Send him, for the Lord's sake. It's only Barry Bonds in left field. The best left fielder in the league -- the fastest at charging the ball and the man with the strongest arm. But, go on, send Sid Bream. Lend him a dolly.

And here Sid came, running faster than he ever had in his life and slower than you could imagine your Uncle Ralph on Sunday afternoon. Where was Barry? Playing on the warning track? Well, almost. Bonds played a conspicuously deep left field the entire inning. But he came charging, scooping and, finally, unleashing as strong a heave as you'll see to the plate.
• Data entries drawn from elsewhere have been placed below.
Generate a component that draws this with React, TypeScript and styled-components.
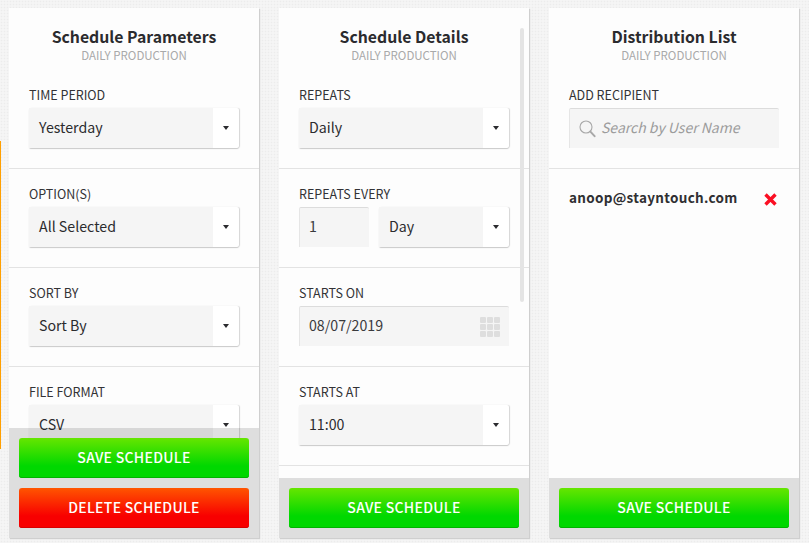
import React from "react";
import styled, { createGlobalStyle } from "styled-components";

const GlobalStyle = createGlobalStyle`
    html, body {
        margin: 0;
        padding: 0;
        height: 100%;
        overflow: hidden;
    }
    body {
        background-color: #f3f3f3;
        background-image:
            radial-gradient(#ececec 1px, transparent 1px),
            radial-gradient(#f9f9f9 1px, transparent 1px);
        background-size: 3px 3px;
        background-position: 0 0, 1.5px 1.5px;
        font-family: "Noto Sans CJK SC", "Open Sans", sans-serif;
        color: #2b2b2e;
    }
`;

const Page = styled.main`
    position: relative;
    display: flex;
    gap: 20px;
    height: 543px;
    padding: 8px 0 5px 9px;
    box-sizing: border-box;
`;

// Orange edge of the panel hidden behind the columns
const EdgeBar = styled.div`
    position: absolute;
    left: 0;
    top: 141px;
    width: 1px;
    height: 308px;
    background: #ff9f00;
`;

const Card = styled.section`
    position: relative;
    display: flex;
    flex-direction: column;
    width: 250px;
    background: #fdfdfd;
    box-shadow: 1px 1px 1px #cfcfcf;
    overflow: hidden;
`;

const ScrollArea = styled.div`
    flex: 1;
    min-height: 0;
    overflow: hidden;
`;

const ScrollThumb = styled.div`
    position: absolute;
    top: 20px;
    right: 5px;
    width: 4px;
    height: 274px;
    border-radius: 2px;
    background: #e4e4e4;
`;

const Header = styled.header`
    height: 78px;
    padding-top: 18px;
    box-sizing: border-box;
    text-align: center;
`;

const Title = styled.h2`
    margin: 0;
    font-size: 15.8px;
    line-height: 21px;
    font-weight: 600;
    color: #2b2b2e;
`;

const Subtitle = styled.div`
    font-size: 11.5px;
    line-height: 17px;
    color: #a9a9a9;
`;

const Section = styled.div<{ $first?: boolean; $last?: boolean }>`
    padding: ${({ $first }) => ($first ? "0 20px 20px" : "16px 20px 20px")};
    border-bottom: 1px solid ${({ $last }) => ($last ? "transparent" : "#e3e3e3")};
`;

const Label = styled.div`
    height: 18px;
    margin-bottom: 4px;
    font-size: 12.5px;
    line-height: 18px;
    color: #333336;
`;

const Row = styled.div`
    display: flex;
    gap: 10px;
`;

const SelectBox = styled.div`
    display: flex;
    flex: 1;
    height: 40px;
    border-radius: 2px;
    background: #fff;
    box-shadow: 0 1px 1px #c9c9c9, 1px 0 1px #d8d8d8;
`;

const SelectValue = styled.div`
    flex: 1;
    padding-left: 10px;
    background: #f5f5f5;
    font-size: 14.2px;
    line-height: 38px;
    color: #2b2b2e;
`;

const Caret = styled.div`
    display: flex;
    align-items: center;
    justify-content: center;
    width: 26px;

    &::after {
        content: "";
        border-left: 3px solid transparent;
        border-right: 3px solid transparent;
        border-top: 4px solid #2b2b2e;
    }
`;

const TextBox = styled.div<{ $width?: number }>`
    display: flex;
    align-items: center;
    flex: ${({ $width }) => ($width ? `0 0 ${$width}px` : "1")};
    height: 40px;
    padding: 0 9px;
    box-sizing: border-box;
    border-top: 1px solid #dcdcdc;
    border-left: 1px solid #e6e6e6;
    border-radius: 2px 2px 0 0;
    background: #f5f5f5;
    font-size: 14.2px;
    color: #3a3a3d;
`;

const TextValue = styled.span`
    flex: 1;
    margin-bottom: 3px;
    line-height: 36px;
`;

const Placeholder = styled.span`
    margin: 0 0 3px 5px;
    font-size: 14px;
    font-style: italic;
    line-height: 35px;
    color: #9c9c9c;
`;

const CalendarGrid = styled.div`
    display: grid;
    grid-template-columns: repeat(3, 6px);
    grid-auto-rows: 6px;
    gap: 1px;
`;

const CalendarCell = styled.span`
    background: #dedede;
    border-radius: 1px;
`;

const Recipient = styled.div`
    display: flex;
    align-items: flex-start;
    justify-content: space-between;
    padding: 18px 22px 0 20px;
    font-size: 13.5px;
    line-height: 20px;
    font-weight: 600;
    letter-spacing: 0.3px;
    color: #2f2f32;

    svg {
        margin-top: 6px;
    }
`;

const Footer = styled.footer`
    position: absolute;
    left: 0;
    right: 0;
    bottom: 0;
    display: flex;
    flex-direction: column;
    gap: 10px;
    padding: 10px;
    background: rgba(0, 0, 0, 0.12);
`;

const Button = styled.button<{ $variant: "save" | "delete" }>`
    height: 40px;
    padding: 0 0 3px;
    border: 0;
    border-radius: 3px;
    font-family: inherit;
    font-size: 14px;
    font-weight: 500;
    letter-spacing: 0.3px;
    color: #fff;
    background: ${({ $variant }) =>
        $variant === "save"
            ? "linear-gradient(to bottom, #66e600 0%, #00d800 70%, #00d800 100%)"
            : "linear-gradient(to bottom, #ff5500 0%, #f80000 70%, #f80000 100%)"};
    box-shadow: inset 0 -1px 0 ${({ $variant }) => ($variant === "save" ? "#00b400" : "#d80000")};
`;

const Select: React.FC<{ value: string }> = ({ value }) => (
    <SelectBox>
        <SelectValue>{value}</SelectValue>
        <Caret />
    </SelectBox>
);

const SearchIcon = () => (
    <svg width="17" height="18" viewBox="0 0 17 18" fill="none" stroke="#a8a8a8" aria-hidden="true">
        <circle cx="7" cy="7" r="6" strokeWidth="1.1" />
        <path d="M11.4 11.6l4.2 4.6" strokeWidth="2" strokeLinecap="round" />
    </svg>
);

const RemoveIcon = () => (
    <svg width="13" height="13" viewBox="0 0 13 13" stroke="#fb0f23" strokeWidth="3.4" aria-hidden="true">
        <path d="M1.5 1.5l10 10M11.5 1.5l-10 10" />
    </svg>
);

const CardHeader: React.FC<{ title: string }> = ({ title }) => (
    <Header>
        <Title>{title}</Title>
        <Subtitle>DAILY PRODUCTION</Subtitle>
    </Header>
);

const App: React.FC = () => (
    <Page>
        <GlobalStyle />
        <EdgeBar />

        <Card>
            <ScrollArea>
                <CardHeader title="Schedule Parameters" />
                <Section $first>
                    <Label>TIME PERIOD</Label>
                    <Select value="Yesterday" />
                </Section>
                <Section>
                    <Label>OPTION(S)</Label>
                    <Select value="All Selected" />
                </Section>
                <Section>
                    <Label>SORT BY</Label>
                    <Select value="Sort By" />
                </Section>
                <Section $last>
                    <Label>FILE FORMAT</Label>
                    <Select value="CSV" />
                </Section>
            </ScrollArea>
            <Footer>
                <Button $variant="save">SAVE SCHEDULE</Button>
                <Button $variant="delete">DELETE SCHEDULE</Button>
            </Footer>
        </Card>

        <Card>
            <ScrollThumb />
            <ScrollArea>
                <CardHeader title="Schedule Details" />
                <Section $first>
                    <Label>REPEATS</Label>
                    <Select value="Daily" />
                </Section>
                <Section>
                    <Label>REPEATS EVERY</Label>
                    <Row>
                        <TextBox $width={70}>
                            <TextValue>1</TextValue>
                        </TextBox>
                        <Select value="Day" />
                    </Row>
                </Section>
                <Section>
                    <Label>STARTS ON</Label>
                    <TextBox>
                        <TextValue>08/07/2019</TextValue>
                        <CalendarGrid>
                            {Array.from({ length: 9 }, (_, i) => (
                                <CalendarCell key={i} />
                            ))}
                        </CalendarGrid>
                    </TextBox>
                </Section>
                <Section>
                    <Label>STARTS AT</Label>
                    <Select value="11:00" />
                </Section>
            </ScrollArea>
            <Footer>
                <Button $variant="save">SAVE SCHEDULE</Button>
            </Footer>
        </Card>

        <Card>
            <ScrollArea>
                <CardHeader title="Distribution List" />
                <Section $first>
                    <Label>ADD RECIPIENT</Label>
                    <TextBox>
                        <SearchIcon />
                        <Placeholder>Search by User Name</Placeholder>
                    </TextBox>
                </Section>
                <Recipient>
                    <span>anoop@stayntouch.com</span>
                    <RemoveIcon />
                </Recipient>
            </ScrollArea>
            <Footer>
                <Button $variant="save">SAVE SCHEDULE</Button>
            </Footer>
        </Card>
    </Page>
);

export default App;
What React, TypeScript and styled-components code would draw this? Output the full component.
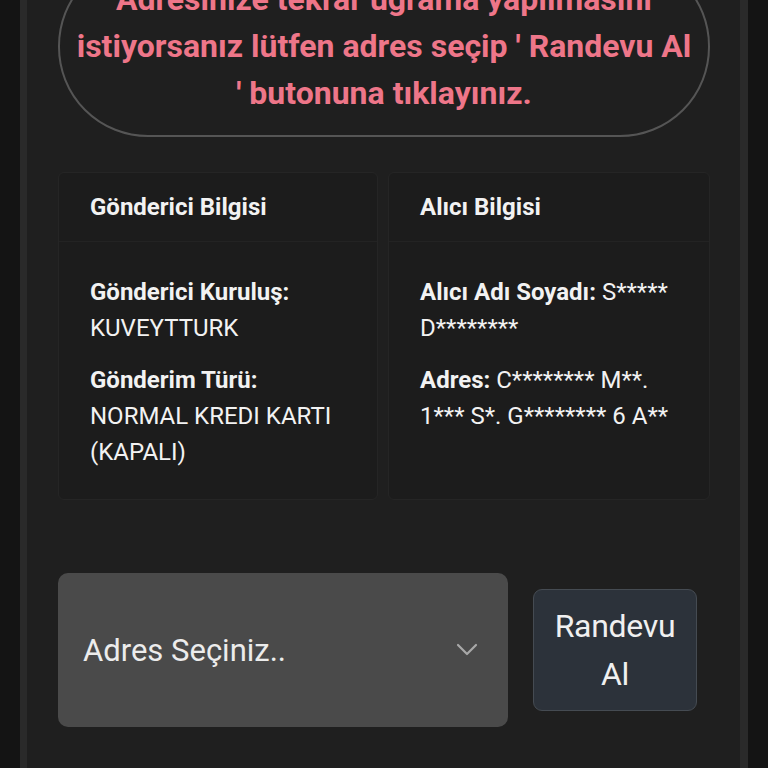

If it had been on line, Sid Bream would have been back out at first base with a glove in the 10th inning and they'd be measuring third base coach Jimy Williams for a coffin in a shallow grave in the morning. If the throw had only been a little off line -- a pretty good throw -- you can bet umpire Randy Marsh would have called him out on general principles. If you're Sid Bream, you've got to score clean to get any calls.

But Bonds's throw was at least two paces up the first base line. Spanky LaValliere did all a catcher can do. Which means Bream was safe by six inches.

Nobody ever gets to make any wisecracks about Carter and softball again. The man he sought out in the postgame melee -- and it was a world-class mess -- was third base coach Williams. Carter gave him a long The-Buck-Stops-Here hug.

In baseball, you wait and wait, crushing peanuts, ordering another beer, filling out your scorecard, all in anticipation of the split-second that will decide everything. You wait for the moment of lightning.

Perhaps redemption really is at hand, alive in every moment as the Plains preachers say. His name is Francisco Cabrera of the Dominican Republic. Bats right-handed. Career average, .257. Position, catcher. Last man activated for the playoffs, on Aug. 31.

He is baseball's perverse idea of fate. And he may be remembered down here in Georgia longer than quite a few presidents.